Fin du règne de Pierre Ier de Bretagne.
Au cours des trois dernières années de son règne, Pierre est affaibli par sa capitulation face à Louis IX et la noblesse bretonne tente d’en profiter pour récupérer les prérogatives qu’il lui avait enlevées. En 1235, Louis IX envoie des commissaires royaux à Saint-Brieuc enquêter sur les points litigieux entre les deux parties. Les résultats des Communes Petitiones Britannie (Pétitions Communes à toute la Bretagne) sont accablants pour Pierre Ier.

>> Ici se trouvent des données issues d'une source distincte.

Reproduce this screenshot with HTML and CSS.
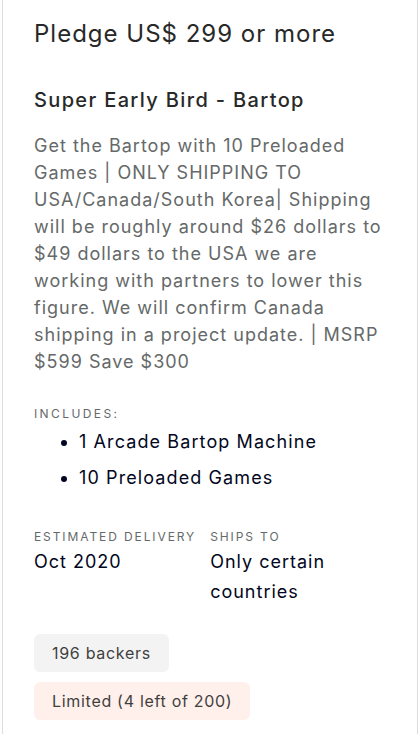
FILE: index.html
```html
<!DOCTYPE html>
<html lang="en">
<head>
    <meta charset="UTF-8">
    <meta name="viewport" content="width=device-width, initial-scale=1.0">
    <title>Pledge US$ 299 or more</title>
    <link rel="stylesheet" href="styles.css">
</head>
<body>
    <!-- Reward card -->
    <div class="reward">
        <h2 class="reward-amount">Pledge US$ 299 or more</h2>
        <h3 class="reward-title">Super Early Bird - Bartop</h3>
        <p class="reward-desc">Get the Bartop with 10 Preloaded Games | ONLY SHIPPING TO USA/Canada/South Korea| Shipping will be roughly around $26 dollars to $49 dollars to the USA we are working with partners to lower this figure. We will confirm Canada shipping in a project update. | MSRP $599 Save $300</p>

        <div class="reward-includes">
            <span class="label wide">Includes:</span>
            <ul>
                <li>1 Arcade Bartop Machine</li>
                <li>10 Preloaded Games</li>
            </ul>
        </div>

        <div class="reward-meta">
            <div class="meta-col first">
                <span class="label">Estimated delivery</span>
                <span class="value">Oct 2020</span>
            </div>
            <div class="meta-col">
                <span class="label">Ships to</span>
                <span class="value">Only certain countries</span>
            </div>
        </div>

        <div class="badges">
            <span class="badge">196 backers</span>
            <span class="badge limited">Limited (4 left of 200)</span>
        </div>
    </div>
</body>
</html>
```

FILE: styles.css
```css
/* Global styles */
body {
    margin: 0;
    padding: 0;
    font-family: Inter, "Noto Sans", sans-serif;
    background-color: #fff;
    color: #020621;
}

/* Card */
.reward {
    margin-left: 2px;
    width: 416px;
    box-sizing: border-box;
    min-height: 734px;
    padding: 16px 26px 12px 31px;
    border-left: 1px solid #dcdedd;
    border-right: 1px solid #dcdedd;
}

.reward-amount {
    margin: 0;
    font-size: 24px;
    font-weight: 400;
    line-height: 36px;
    letter-spacing: 1px;
    color: #282828;
}

.reward-title {
    margin: 33px 0 0;
    font-size: 20px;
    font-weight: 500;
    line-height: 30px;
    letter-spacing: 1.35px;
    color: #282828;
}

.reward-desc {
    margin: 17px 0 0;
    font-size: 18px;
    line-height: 27px;
    letter-spacing: 1px;
    color: #656969;
}

/* Small caps labels */
.label {
    display: block;
    font-size: 12px;
    line-height: 20px;
    letter-spacing: 1.9px;
    text-transform: uppercase;
    color: #656969;
}

.label.wide {
    letter-spacing: 2.4px;
}

.reward-includes {
    margin-top: 29px;
}

.reward-includes ul {
    margin: 0;
    padding-left: 45px;
}

.reward-includes li {
    font-size: 18px;
    line-height: 36px;
    letter-spacing: 1.1px;
}

.reward-meta {
    display: flex;
    gap: 14px;
    margin-top: 31px;
}

.meta-col.first {
    flex: none;
}

.value {
    display: block;
    font-size: 18px;
    line-height: 30px;
    letter-spacing: 1px;
}

.badges {
    display: flex;
    flex-direction: column;
    align-items: flex-start;
    gap: 10px;
    margin-top: 27px;
}

.badge {
    padding: 0 18px;
    font-size: 16px;
    line-height: 38px;
    letter-spacing: 0.7px;
    border-radius: 6px;
    background-color: #f3f3f3;
    color: #3f3f3f;
}

.badge.limited {
    background-color: #fff0eb;
}
```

Celui-ci avait illégalement exigé que ses arrière-vassaux lui prêtassent directement hommage, supprimé le droit de bris (les Léonards en obtiendront le rétablissement à leur profit) et obtenu la garde des enfants mineurs de ses vassaux décédés, ce qui lui permettait de percevoir les revenus de leurs terres en attendant leur majorité.
La coutume bretonne.
A l’issue de l’enquête, Pierre doit reconnaître qu’il n’avait pas le droit d’empêcher ses vassaux de fortifier leurs forteresses. Cependant, la justice ducale, à qui Pierre avait donné la prééminence sur les justices seigneuriales la conserve. Conformément à ce qui se passait à la même époque dans le royaume de France. Quant à Henri d’Avaugour, spolié, il ne parvient pas à récupérer son héritage.
Sceau d’Henri d’Avaugour
Le sire de Dol parvient, lui, à récupérer son château. Pierre n’eut pas d’indemnités à verser pour les spoliations et les destructions commises pendant la guerre. Le roi ne souhaitant pas trop affaiblir le pouvoir ducal pour ne pas que la Bretagne retombe dans l’anarchie. Son fils Jean Ier conservera le droit de garde des enfants mineurs. Les évêques n’obtiennent pas non plus de dédommagements pour les destructions subies.
La régale.
A la mort de l’évêque de Nantes en 1234, Pierre s’était attribué la régale (nom donné aux revenus de l’évêché entre la mort de l’évêque et la nomination de son successeur) de cet évêché. En effet, il ne la percevait pas encore, contrairement à celle des autres évêchés bretons. Certains chanoines contestant l’élection du nouvel évêque, choix pourtant approuvé par Pierre, ce dernier fait piller le diocèse et se fait attribuer ses dîmes.
Août 1236 …
En août 1236, le pape Grégoire IX nomme Robert de Saintes à la tête de l’évêché, au grand mécontentement de Pierre, qui refuse de rendre la régale. Mais, en septembre, ayant donné son accord pour participer à la prochaine croisade, Pierre se voit attribuer le titre de Croisé. Dès 1234, dans l’espoir de s’assurer de sa participation à la croisade, le pape avait suspendu toutes les procédures engagées contre lui par les évêques bretons. En particulier ceux de Rennes, Tréguier et Saint-Malo.
La fin d’une époque.
Au cours des années 1235-1236, ayant définitivement renoncé à l’alliance d’Henri III, il parvient à se rapprocher de Thibaut de Champagne et d’Hugues X de la Marche avec qui, le 13 avril 1236, il forme une nouvelle alliance contre le roi de France ! Auparavant, le 16 janvier à Château-Thierry, son fils Jean épousait Blanche, la fille de Thibaut. A l’été, sa fille Yolande épouse le futur Hugues XI de la Marche. Mécontent de ne pas avoir été prévenu du mariage de Jean et de Blanche, Louis IX envahit la Champagne. Cette fois-ci, désireux avant tout de transmettre le duché à son fils dans de bonnes conditions, Pierre ne bouge pas. C’est la fin d’une époque.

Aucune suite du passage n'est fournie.